Thanks for the info. I wish I could share your confidence.
But it seems to me there are dangers aplenty with this approach. Some
thoughts ...
- The enterprise desktop offering will likely be priced such that a Red
Hat branded offering with stability as a major portion of its goal will
no longer be available to the SOHO, small or medium-sized business user.
They'll have to look elsewhere.
- Once Severen and its offspring have split from Taroon, the two will
forever cease to bear any similarity. Severen won't be Red Hat Linux.
- Severen as a "community project" could very well devolve into being
little better than the other dozens (nay, hundreds) of half-baked
homegrown distros. Of interest only to the hobbyists.
- They are leaving a portion of the market unsatisfied. There simply
won't be a Red Hat offering (stable but with a good quantity of
reasonably modern packages) that can be purchased at, say, the price
point of a copy of WindowsXP Pro (aka $150) with good (printed)

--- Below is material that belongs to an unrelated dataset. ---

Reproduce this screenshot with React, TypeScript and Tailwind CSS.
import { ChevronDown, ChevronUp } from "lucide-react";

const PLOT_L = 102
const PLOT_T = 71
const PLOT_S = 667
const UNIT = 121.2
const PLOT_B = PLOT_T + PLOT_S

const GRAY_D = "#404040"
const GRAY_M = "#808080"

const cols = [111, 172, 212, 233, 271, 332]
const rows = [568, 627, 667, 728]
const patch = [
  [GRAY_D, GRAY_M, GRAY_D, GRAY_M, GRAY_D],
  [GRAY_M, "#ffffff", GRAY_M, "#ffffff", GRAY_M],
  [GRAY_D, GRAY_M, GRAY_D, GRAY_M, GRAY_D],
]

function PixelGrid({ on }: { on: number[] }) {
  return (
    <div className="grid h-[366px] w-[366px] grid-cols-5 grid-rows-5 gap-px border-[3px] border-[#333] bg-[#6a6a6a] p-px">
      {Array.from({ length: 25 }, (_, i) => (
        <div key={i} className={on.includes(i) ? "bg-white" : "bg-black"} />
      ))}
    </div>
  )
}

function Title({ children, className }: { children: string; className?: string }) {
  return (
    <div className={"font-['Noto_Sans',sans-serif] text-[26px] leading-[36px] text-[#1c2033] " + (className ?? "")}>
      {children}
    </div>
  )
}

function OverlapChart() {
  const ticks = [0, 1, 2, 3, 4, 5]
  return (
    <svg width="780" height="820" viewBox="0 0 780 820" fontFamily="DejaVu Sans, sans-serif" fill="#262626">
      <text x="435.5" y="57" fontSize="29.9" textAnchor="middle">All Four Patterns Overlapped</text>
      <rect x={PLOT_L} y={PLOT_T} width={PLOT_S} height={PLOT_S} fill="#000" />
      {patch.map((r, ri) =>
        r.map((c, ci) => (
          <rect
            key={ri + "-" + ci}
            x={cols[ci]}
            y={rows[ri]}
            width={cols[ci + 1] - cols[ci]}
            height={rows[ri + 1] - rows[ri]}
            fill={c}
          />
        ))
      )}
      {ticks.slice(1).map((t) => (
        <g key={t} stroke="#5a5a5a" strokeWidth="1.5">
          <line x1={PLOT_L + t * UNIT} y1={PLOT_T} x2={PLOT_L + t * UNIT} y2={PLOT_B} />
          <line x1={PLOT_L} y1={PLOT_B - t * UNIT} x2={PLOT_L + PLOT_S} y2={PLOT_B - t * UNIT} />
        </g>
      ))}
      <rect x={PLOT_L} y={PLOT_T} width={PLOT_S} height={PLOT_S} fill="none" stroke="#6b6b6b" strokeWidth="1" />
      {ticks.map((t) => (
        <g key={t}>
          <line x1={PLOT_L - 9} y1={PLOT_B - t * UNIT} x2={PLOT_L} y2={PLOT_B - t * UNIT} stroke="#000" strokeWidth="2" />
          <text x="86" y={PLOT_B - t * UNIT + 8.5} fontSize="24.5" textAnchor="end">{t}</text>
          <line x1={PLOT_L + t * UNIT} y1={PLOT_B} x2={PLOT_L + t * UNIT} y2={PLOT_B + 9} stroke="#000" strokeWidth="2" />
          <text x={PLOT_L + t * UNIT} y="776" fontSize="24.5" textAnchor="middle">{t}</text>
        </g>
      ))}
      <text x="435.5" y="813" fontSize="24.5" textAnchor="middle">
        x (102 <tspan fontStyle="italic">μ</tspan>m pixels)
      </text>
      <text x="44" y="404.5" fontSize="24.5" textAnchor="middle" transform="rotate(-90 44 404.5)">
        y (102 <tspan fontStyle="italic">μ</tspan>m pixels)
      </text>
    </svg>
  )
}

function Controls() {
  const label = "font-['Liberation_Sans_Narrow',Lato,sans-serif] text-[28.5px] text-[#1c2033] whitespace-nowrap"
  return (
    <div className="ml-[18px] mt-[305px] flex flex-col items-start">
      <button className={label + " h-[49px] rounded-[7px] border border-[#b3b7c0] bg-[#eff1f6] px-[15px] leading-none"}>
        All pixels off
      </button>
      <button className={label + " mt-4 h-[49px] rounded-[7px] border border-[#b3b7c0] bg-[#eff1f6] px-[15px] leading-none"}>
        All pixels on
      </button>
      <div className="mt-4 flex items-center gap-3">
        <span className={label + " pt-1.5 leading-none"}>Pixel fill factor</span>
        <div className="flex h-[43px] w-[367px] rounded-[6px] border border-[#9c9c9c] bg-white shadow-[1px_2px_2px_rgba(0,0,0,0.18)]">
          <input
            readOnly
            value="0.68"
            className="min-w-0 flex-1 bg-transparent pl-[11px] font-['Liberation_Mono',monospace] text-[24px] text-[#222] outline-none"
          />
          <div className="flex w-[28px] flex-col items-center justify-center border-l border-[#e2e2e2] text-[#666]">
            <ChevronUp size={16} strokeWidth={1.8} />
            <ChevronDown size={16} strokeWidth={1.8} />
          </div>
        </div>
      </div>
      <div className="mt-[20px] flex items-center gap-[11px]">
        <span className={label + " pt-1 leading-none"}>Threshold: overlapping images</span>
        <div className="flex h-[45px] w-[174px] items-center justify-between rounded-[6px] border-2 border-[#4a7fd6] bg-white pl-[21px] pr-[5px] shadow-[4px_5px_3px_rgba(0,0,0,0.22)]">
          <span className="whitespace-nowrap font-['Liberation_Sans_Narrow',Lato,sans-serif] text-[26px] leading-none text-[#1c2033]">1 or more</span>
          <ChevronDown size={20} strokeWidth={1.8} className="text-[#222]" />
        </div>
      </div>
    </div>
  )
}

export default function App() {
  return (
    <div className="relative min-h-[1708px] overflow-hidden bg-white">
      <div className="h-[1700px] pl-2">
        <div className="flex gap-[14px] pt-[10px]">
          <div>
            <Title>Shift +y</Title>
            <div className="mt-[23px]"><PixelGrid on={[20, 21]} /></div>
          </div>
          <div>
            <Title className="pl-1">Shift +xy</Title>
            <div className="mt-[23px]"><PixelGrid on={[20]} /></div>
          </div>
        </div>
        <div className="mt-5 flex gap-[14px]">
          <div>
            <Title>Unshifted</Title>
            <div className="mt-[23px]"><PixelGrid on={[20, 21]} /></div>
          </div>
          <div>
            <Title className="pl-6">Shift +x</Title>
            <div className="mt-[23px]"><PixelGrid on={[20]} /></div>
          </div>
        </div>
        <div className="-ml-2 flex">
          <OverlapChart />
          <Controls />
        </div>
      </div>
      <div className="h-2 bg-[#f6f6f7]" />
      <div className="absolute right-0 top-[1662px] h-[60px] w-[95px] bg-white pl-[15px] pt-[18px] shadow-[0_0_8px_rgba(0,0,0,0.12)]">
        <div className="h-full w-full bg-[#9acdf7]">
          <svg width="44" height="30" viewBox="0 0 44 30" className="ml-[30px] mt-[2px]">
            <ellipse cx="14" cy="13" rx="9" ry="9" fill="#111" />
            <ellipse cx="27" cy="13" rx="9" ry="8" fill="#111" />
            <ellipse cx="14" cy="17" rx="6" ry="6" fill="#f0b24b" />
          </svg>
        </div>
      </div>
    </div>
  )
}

documentation, timely security updates, and support available. There
will be the free hobbyist version or the unaffordable enterprise
version. But nothing in-between.
- And exiting the retail market can only cause the kind of loss of
mindshare / visibility that has yet to bring good fortune to anyone who
has tried it.
Hopefully I'll be proven embarrassingly wrong on all of this.